Luise Rainer with Albert Einstein, Long Island, 1938.

   A deep silence fell upon her. Then she flung it off with a sorry shake of her head to say:
   “But I had one very pleasant time. It made me most happy to visit Einstein at his summer home on Long Island. Like all great persons, he is a wonderfully simple man. He was running around in a little white knit shirt. in the neck of it he carried his pen. Tapping it with a finger, he said, ‘This is all I need.’ We went rowing in a boat on the little lake and nearly fell in the water. As we walked about the grounds, Einstein spoke of very simple things.

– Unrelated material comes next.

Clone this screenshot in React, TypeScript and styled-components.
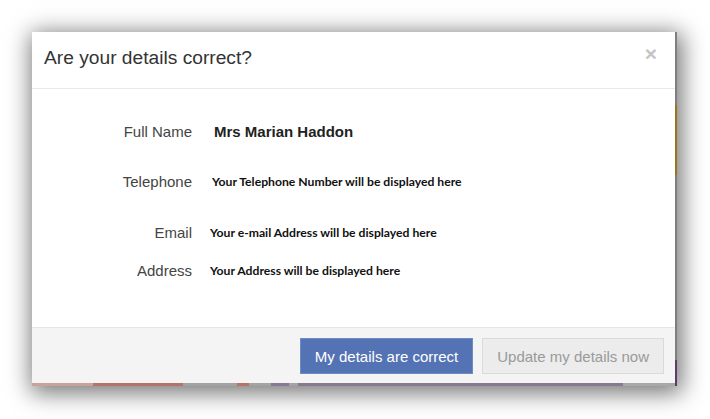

He did not go into his theories, which my brain would not have been big enough to understand. He mentioned motion pictures, only to say he did not know much about them. but he had seen ‘Good Earth.’ He laughed and said, ‘I think you are pretty good.’ “
   Pausing briefly, Miss Rainer reflected:
   IT is always ‘Good Earth’ which is mentioned when people speak of my work. The other pictures in which I have been have meant nothing. When Max Reinhardt, in whose European stage productions I had played, went with me to the opening of ‘The Great Ziegfeld’ all he said was, ‘Luise, Luise, how can you do that?’ It is strange I was given the Academy award for playing Anna Held in that picture, then given it again for playing O-lan in ‘Good Earth,’ because they were so utterly different. Naturally, the second award made me very happy, for it meant recognition of the kind of work that I feel is worthwhile. I want to do real things, play characters that mean something in the human scheme of things. That is why I disguised myself and went about among real people in New York. It is only by knowing such people that it is possible to know how to act human beings. I did not mingle with them out of mere curiosity or for my own amusement. It is only in real people that you find real values. To find reality in Hollywood is impossible, because Hollywood is necessarily artificial. It has glamour, but that means nothing to me, for I am not glamorous. I must be true to myself if I am to be anything. That is why I moved from a house in Brentwood to this apartment in Westwood. Living in a house which I rented furnished was too much like Hollywood to suit me. I wanted a little place with my own things, wanted to feel that within four walls there was something of myself. It is the same with my work. I can’t be made to feel that I am just a piece of material to be used as anyone chooses, or like a Wall Street stock which is owned by many. I want to own myself – that is the least I can do. As I have to live for myself, I must fight for myself. That is what I did when I went out alone among the poor of New York. It was a step towards reality. And now I must go on in the same direction, if only for my peace of mind and my health. I must give – give back what I have taken. From those real people in New York I got loads of material, and some day I will use it.”
   Of them herself, Louise [sic] Rainer needs to act for them, the people.